▸ DIRECTIONS: Extract the lines of the material below, beginning with the first and ending with the line that holds "const LINK = '#f99548';". Skip every picture.

-------- SOURCE MATERIAL --------

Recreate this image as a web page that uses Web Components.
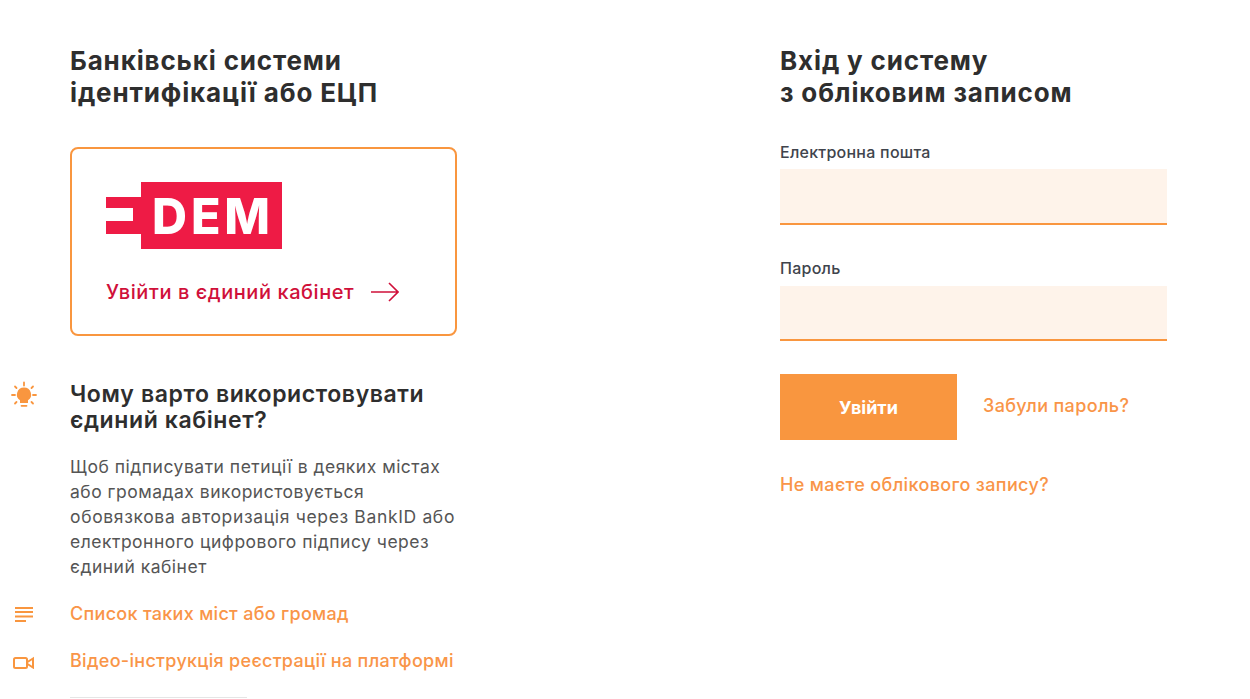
<!DOCTYPE html>
<html lang="uk">
<head>
<meta charset="utf-8">
<title>Вхід</title>
<style>
  html, body { margin: 0; padding: 0; background: #fff; }
  body { font-family: Inter, "Noto Sans", "Liberation Sans", sans-serif; color: #2e2e2e; overflow: hidden; }
</style>
</head>
<body>
<login-page>
  <section slot="left">
    <page-heading>Банківські системи<br>ідентифікації або ЕЦП</page-heading>
    <dem-card>Увійти в єдиний кабінет</dem-card>
    <why-block heading="Чому варто використовувати<br>єдиний кабінет?">
      Щоб підписувати петиції в деяких містах<br>або громадах використовується<br><span style="letter-spacing: 0.65px">обовязкова авторизація через BankID або</span><br>електронного цифрового підпису через<br>єдиний кабінет
    </why-block>
    <icon-link icon="list">Список таких міст або громад</icon-link>
    <icon-link icon="video">Відео-інструкція реєстрації на платформі</icon-link>
    <short-rule></short-rule>
  </section>
  <section slot="right">
    <page-heading>Вхід у систему<br>з обліковим записом</page-heading>
    <form-field label="Електронна пошта"></form-field>
    <form-field label="Пароль"></form-field>
    <login-actions></login-actions>
  </section>
</login-page>

<script>
  const ORANGE = '#f9963f';
  const LINK = '#f99548';

  function makeTemplate( html ) {
    const template = document.createElement( 'template' );
    template.innerHTML = html;
    return template;
  }

  class Base extends HTMLElement {
    constructor() {
      super();
      this.attachShadow( {mode: 'open'} );
      this.shadowRoot.appendChild( this.constructor.template.content.cloneNode( true ) );
    }
  }

  class LoginPage extends Base {
    static template = makeTemplate( /* template */ `
      <style>
        :host {
          box-sizing: border-box;
          display: grid;
          grid-template-columns: 387px 387px;
          column-gap: 323px;
          height: 699px;
          overflow: hidden;
          padding: 45px 0 0 70px;
        }
      </style>
      <div><slot name="left"></slot></div>
      <div><slot name="right"></slot></div>
    ` );
  }

  class PageHeading extends Base {
    static template = makeTemplate( /* template */ `
      <style>
        :host {
          color: #2e2e2e;
          display: block;
          font-size: 26px;
          font-weight: 700;
          letter-spacing: 0.85px;
          line-height: 32px;
          white-space: nowrap;
        }
      </style>
      <slot></slot>
    ` );
  }

  class DemCard extends Base {
    static template = makeTemplate( /* template */ `
      <style>
        :host {
          border: 2px solid ${ORANGE};
          border-radius: 8px;
          box-sizing: border-box;
          display: block;
          height: 189px;
          margin-top: 38px;
          padding: 33px 0 0 34px;
        }
        svg { display: block; }
        .logo-text {
          fill: #fff;
          font-family: Inter, "Noto Sans", sans-serif;
          font-size: 50px;
          font-weight: 800;
          letter-spacing: 4px;
        }
        .enter {
          align-items: center;
          color: #d0103a;
          display: flex;
          font-size: 20px;
          font-weight: 500;
          gap: 17px;
          letter-spacing: 0.57px;
          line-height: 24px;
          margin-top: 31px;
        }
      </style>
      <svg width="176" height="67" viewBox="0 0 176 67">
        <path fill="#ee1b45" d="M35 0H176V67H35V52H0V39H27V26H0V15H35Z"/>
        <text class="logo-text" x="46" y="52" textLength="122" lengthAdjust="spacingAndGlyphs">DEM</text>
      </svg>
      <div class="enter">
        <span><slot></slot></span>
        <svg width="28" height="20" viewBox="0 0 28 20" fill="none" stroke="#d0103a" stroke-width="1.6">
          <path d="M0 10H27M18 1L27 10L18 19"/>
        </svg>
      </div>
    ` );
  }

  class WhyBlock extends Base {
    static template = makeTemplate( /* template */ `
      <style>
        :host {
          display: block;
          margin-top: 45px;
          position: relative;
        }
        svg {
          left: -60px;
          position: absolute;
          top: 0;
        }
        h2 {
          color: #2e2e2e;
          font-size: 23px;
          font-weight: 600;
          letter-spacing: 0.6px;
          line-height: 26px;
          margin: 0 0 21px;
          white-space: nowrap;
        }
        .body {
          color: #555;
          font-size: 17.5px;
          letter-spacing: 0.5px;
          line-height: 25px;
          white-space: nowrap;
        }
      </style>
      <svg width="28" height="28" viewBox="0 0 28 28" fill="none" stroke="${ORANGE}" stroke-width="1.8" stroke-linecap="round">
        <path d="M14 1.500V4.500M2 14H5M23 14H26M5 5.500L6.500 7M23 5.500L21.500 7M5 22.500L6.500 21M23 22.500L21.500 21"/>
        <path fill="${ORANGE}" stroke="none" d="M14 6.500A7 7 0 0 1 18 19.300V22H10V19.300A7 7 0 0 1 14 6.500Z"/>
        <path d="M11.500 24.800H16.500"/>
      </svg>
      <h2></h2>
      <div class="body"><slot></slot></div>
    ` );

    connectedCallback() {
      this.shadowRoot.querySelector( 'h2' ).innerHTML = this.getAttribute( 'heading' );
    }
  }

  class IconLink extends Base {
    static icons = {
      list: '<path d="M2 2H20M2 6H20M2 10.500H20M2 15H13" stroke-width="2"/>',
      video: '<rect x="1" y="5" width="13" height="10" rx="1.500" stroke-width="2"/><path d="M14.500 9L20 5.500V14.500L14.500 11" stroke-width="2"/>'
    };

    static template = makeTemplate( /* template */ `
      <style>
        :host {
          color: ${LINK};
          display: block;
          font-size: 18px;
          font-weight: 500;
          letter-spacing: 0.3px;
          line-height: 24px;
          position: relative;
          white-space: nowrap;
        }
        svg {
          left: -57px;
          position: absolute;
          top: 4px;
        }
      </style>
      <svg width="21" height="16" viewBox="0 0 21 16" fill="none" stroke="${ORANGE}"></svg>
      <slot></slot>
    ` );

    connectedCallback() {
      this.shadowRoot.querySelector( 'svg' ).innerHTML = IconLink.icons[this.getAttribute( 'icon' )];
      this.style.marginTop = '23px';
    }
  }

  class ShortRule extends Base {
    static template = makeTemplate( /* template */ `
      <style>
        :host {
          background: #e5e5e5;
          display: block;
          height: 1px;
          margin-top: 24px;
          width: 177px;
        }
      </style>
    ` );
  }

  class FormField extends Base {
    static template = makeTemplate( /* template */ `
      <style>
        :host {
          display: block;
          margin-top: 34px;
        }
        label {
          color: #40444c;
          display: block;
          font-size: 16px;
          font-weight: 500;
          letter-spacing: 0.25px;
          line-height: 18px;
          margin-bottom: 8px;
        }
        :host( :last-of-type ) label { margin-bottom: 9px; }
        input {
          background: #fef3ea;
          border: 0;
          border-bottom: 2px solid ${ORANGE};
          border-radius: 0;
          box-sizing: border-box;
          display: block;
          height: 56px;
          outline: none;
          padding: 0 12px;
          width: 100%;
        }
        :host( :last-of-type ) input { height: 55px; }
      </style>
      <label></label>
      <input type="text">
    ` );

    connectedCallback() {
      this.shadowRoot.querySelector( 'label' ).textContent = this.getAttribute( 'label' );
    }
  }

  class LoginActions extends Base {
    static template = makeTemplate( /* template */ `
      <style>
        :host {
          display: block;
          margin-top: 33px;
        }
        .row {
          align-items: center;
          display: flex;
          gap: 26px;
        }
        button {
          background: ${ORANGE};
          border: 0;
          color: #fff;
          font: 700 18px Inter, "Noto Sans", sans-serif;
          height: 66px;
          padding: 0;
          width: 177px;
        }
        a {
          color: ${LINK};
          font-size: 18px;
          font-weight: 500;
          letter-spacing: 0.36px;
          line-height: 24px;
          text-decoration: none;
        }
        .row a { position: relative; top: -1px; }
        .register {
          display: block;
          margin-top: 33px;
        }
      </style>
      <div class="row">
        <button type="button">Увійти</button>
        <a href="#">Забули пароль?</a>
      </div>
      <a class="register" href="#">Не маєте облікового запису?</a>
    ` );
  }

  customElements.define( 'login-page', LoginPage );
  customElements.define( 'page-heading', PageHeading );
  customElements.define( 'dem-card', DemCard );
  customElements.define( 'why-block', WhyBlock );
  customElements.define( 'icon-link', IconLink );
  customElements.define( 'short-rule', ShortRule );
  customElements.define( 'form-field', FormField );
  customElements.define( 'login-actions', LoginActions );
</script>
</body>
</html>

--------

▸ WRITTEN RESPONSE:
Recreate this image as a web page that uses Web Components.
<!DOCTYPE html>
<html lang="uk">
<head>
<meta charset="utf-8">
<title>Вхід</title>
<style>
  html, body { margin: 0; padding: 0; background: #fff; }
  body { font-family: Inter, "Noto Sans", "Liberation Sans", sans-serif; color: #2e2e2e; overflow: hidden; }
</style>
</head>
<body>
<login-page>
  <section slot="left">
    <page-heading>Банківські системи<br>ідентифікації або ЕЦП</page-heading>
    <dem-card>Увійти в єдиний кабінет</dem-card>
    <why-block heading="Чому варто використовувати<br>єдиний кабінет?">
      Щоб підписувати петиції в деяких містах<br>або громадах використовується<br><span style="letter-spacing: 0.65px">обовязкова авторизація через BankID або</span><br>електронного цифрового підпису через<br>єдиний кабінет
    </why-block>
    <icon-link icon="list">Список таких міст або громад</icon-link>
    <icon-link icon="video">Відео-інструкція реєстрації на платформі</icon-link>
    <short-rule></short-rule>
  </section>
  <section slot="right">
    <page-heading>Вхід у систему<br>з обліковим записом</page-heading>
    <form-field label="Електронна пошта"></form-field>
    <form-field label="Пароль"></form-field>
    <login-actions></login-actions>
  </section>
</login-page>

<script>
  const ORANGE = '#f9963f';
  const LINK = '#f99548';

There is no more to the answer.